Account Aggregator (AA) framework is a data-sharing system that is required for making investments or accessing credit, among other financial services. As a consumer, you can decide whom to share your data with and for how long. The concept was introduced by the Reserve Bank of India (RBI) in September 2021. In a conversation with Business Today, Adhil Shetty, CEO of Bankbazaar.com talks about why the AA framework can be the next UPI in India.
BT: How does the Account Aggregator framework work?
Adhil Shetty: The data is managed by the account aggregator from sources such as banks, mutual funds, or insurance companies. Customers can open an account with any of the several AAs operational today. They can link ongoing accounts such as savings accounts, fixed deposits, or investment schemes. Other forms of relationships (such as insurance and mutual funds) will be integrated soon. Usually, a unique identifier such as your phone number links these various accounts. Using the identifier, the AA can fetch your information from your account with OTP verification. The AA doesn’t store all this data on their servers. Its job is to manage the flow of data from the source to the seeker. When you apply for a loan, the lender can seek your data via the AA. With your consent, the AA will fetch your data such as bank statements, and share it with the lender. This happens digitally. Consider the amount of time and costs this will cut down at scale when you don’t need to move photocopied proofs from Point A to Point B.
BT: Will my data remain protected with aggregators?
Adhil Shetty: The key is consent. The consumer controls their data. They decide whom to share the data with. They can create the consent to share the data. They can define the duration of the consent and also withdraw consent. You can manage all consents on the AA dashboard. The AA acts as a conduit for the data. The data is also encrypted, and the AA cannot access your data or personally identify you with it. It can only process requests and customer consent to move the data from the source to the data requester. Bear in mind that since data is being procured directly from the source, there’s a much lesser chance of financial fraud. In the offline world, documents can be faked and there’s a greater possibility of your proofs being misused.

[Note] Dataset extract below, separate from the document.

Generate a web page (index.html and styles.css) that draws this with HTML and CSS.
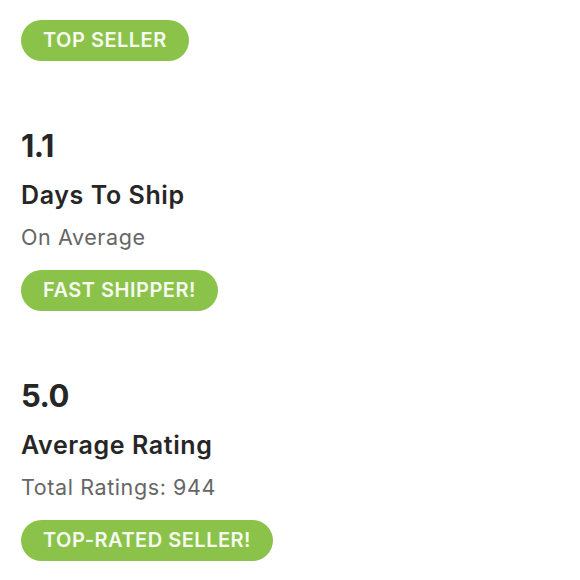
FILE: index.html
```html
<!DOCTYPE html>
<html>
<head>
<meta charset="utf-8">
<link rel="stylesheet" href="styles.css">
</head>
<body>
<div class="page">
  <section class="stat stat-cut">
    <span class="badge">TOP SELLER</span>
  </section>
  <section class="stat">
    <div class="value">1.1</div>
    <div class="title">Days To Ship</div>
    <div class="sub">On Average</div>
    <span class="badge">FAST SHIPPER!</span>
  </section>
  <section class="stat">
    <div class="value">5.0</div>
    <div class="title">Average Rating</div>
    <div class="sub">Total Ratings: 944</div>
    <span class="badge">TOP-RATED SELLER!</span>
  </section>
</div>
</body>
</html>
```
FILE: styles.css
```css
html, body {
  margin: 0;
  padding: 0;
  background: #ffffff;
}
body {
  font-family: "Inter", "Lato", sans-serif;
  color: #262626;
}
.page {
  padding: 20px 21px;
  display: flex;
  flex-direction: column;
}
.stat {
  display: flex;
  flex-direction: column;
  align-items: flex-start;
  margin-top: 65px;
}
.stat-cut {
  margin-top: 0;
}
.value {
  font-size: 31px;
  font-weight: 700;
  line-height: 40px;
  letter-spacing: -0.5px;
}
.title {
  margin-top: 13px;
  font-size: 25px;
  font-weight: 600;
  line-height: 32px;
  letter-spacing: 0.6px;
}
.sub {
  margin-top: 12px;
  font-size: 21.5px;
  font-weight: 400;
  line-height: 28px;
  letter-spacing: 0.6px;
  color: #666666;
}
.badge {
  display: inline-block;
  margin-top: 19px;
  height: 41px;
  line-height: 41px;
  padding: 0 22px;
  border-radius: 21px;
  background: #8bc34a;
  color: #f7faf0;
  font-size: 20px;
  font-weight: 600;
  letter-spacing: 0.5px;
}
.stat-cut .badge {
  margin-top: 0;
}
```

BT: How to use the service of account aggregators?
Adhil Shetty: AAs are gradually becoming operational. It’s likely that your next digital account opening process may be routed through some form of eKYC or via an AA. You can register with a relevant AA at that time. Registration can be instantly done with OTP-based validation. With your AA account, you can link to the various financial services (such as banks) from whom you want to share your data. The data pulls can be done via OTP authentication.
BT: Why do you think the account aggregator concept can be the next UPI in India? Adhil Shetty: The UPI has been at the centre of a payments revolution in India. We believe AA coupled with the RBI’s groundbreaking regulations such as Video KYC will unleash a similar revolution in digital lending. Praise is due to the Finance Minister for championing Indian fintech by asking all banks to integrate with the AA framework. Credit is the lifeline of economic growth with a strong correlation between growth in access to retail credit for consumers and MSMEs and growth in per capita GDP.
For the market, there’s a sizeable opportunity to lend to these categories which are often underserved for reasons such as geographic constraints, not having a credit history, or not being able to put up collateral. What they do have is data on their own finances: their bank transactions, their cash flow, their investments, or details of financial assets. AAs act as a conduit for this data. Currently, the data in focus is bank statements. With the customer’s consent, the data will move from the source (such as your bank or NBFC) to the data seeker (such as the lender you are applying to). Integration of investment, insurance, and tax data is in the works. Bank data was a priority, hence the push from the FM to drive bank integration.
AAs are essentially non-lending NBFCs licensed by the RBI. With AA coming to aid digital loan account openings, borrowers can consent to their data being shared with lenders, digitally. This speeds up the KYC process cuts down processing time and costs reduce chances of fraud, gives more data points to the lender to evaluate and underwrite the borrower, and helps the borrower get the loan.